Chris Morin, who earned his Bachelor of Arts degree in political studies at USask in 2007, will be featured at Nuit Blanche Saskatoon for the third year as a participating artist. Morin is one of two co-curators who make up Scummy Magic, which he describes as “a mobile sticker machine in the form of a travelling exhibit that is part retro vending-machine nostalgia and part affordable adhesiveness.”
“Dispensing stickers designed by local artists, handmade zines, limited-edition screen prints, DIY life advice and whimsy, Scummy Magic is a design collusion that exists in the most unexpected of spaces where weirdo pop-culture visuals meet street art,” he said.
“Our installation has a few different surprises and collaborations this year, including some tiny works from a poet and a dramatist. Expect real magic.”
While Morin always feels stress and anxiety leading up to Nuit Blanche Saskatoon, he finds that it quickly melts away once the event gets started. He said it's “amazing” to see so much support for an event that relies on participants’ willingness to go on a nighttime adventure in the city.
“In that sense, Nuit Blanche definitely has a community-driven feel to it all—an event where you can showcase work and be a participant as well as an artist,” said Morin.
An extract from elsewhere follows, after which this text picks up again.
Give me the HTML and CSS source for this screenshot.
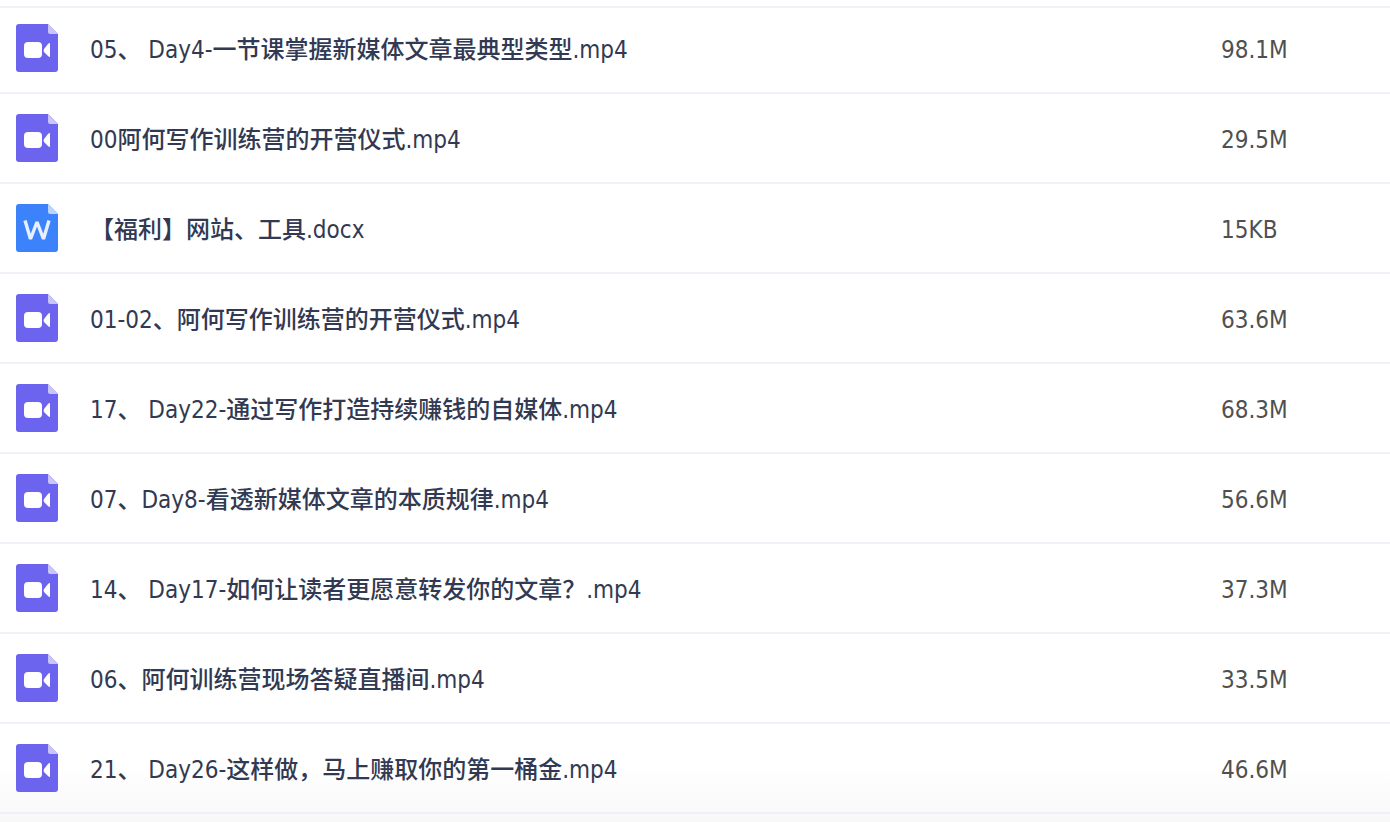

“Nuit Blanche explores the depths of some of Saskatoon’s great talents in surprising and unexpected ways. Often, it’s not just about the artwork, the spectacle or the performances that are on view, but the context in which they are juxtaposed with the city itself. It’s about bridging the connection of how we view art but also our own city and the endless potential for whimsy and delight to reside in our own backyards.”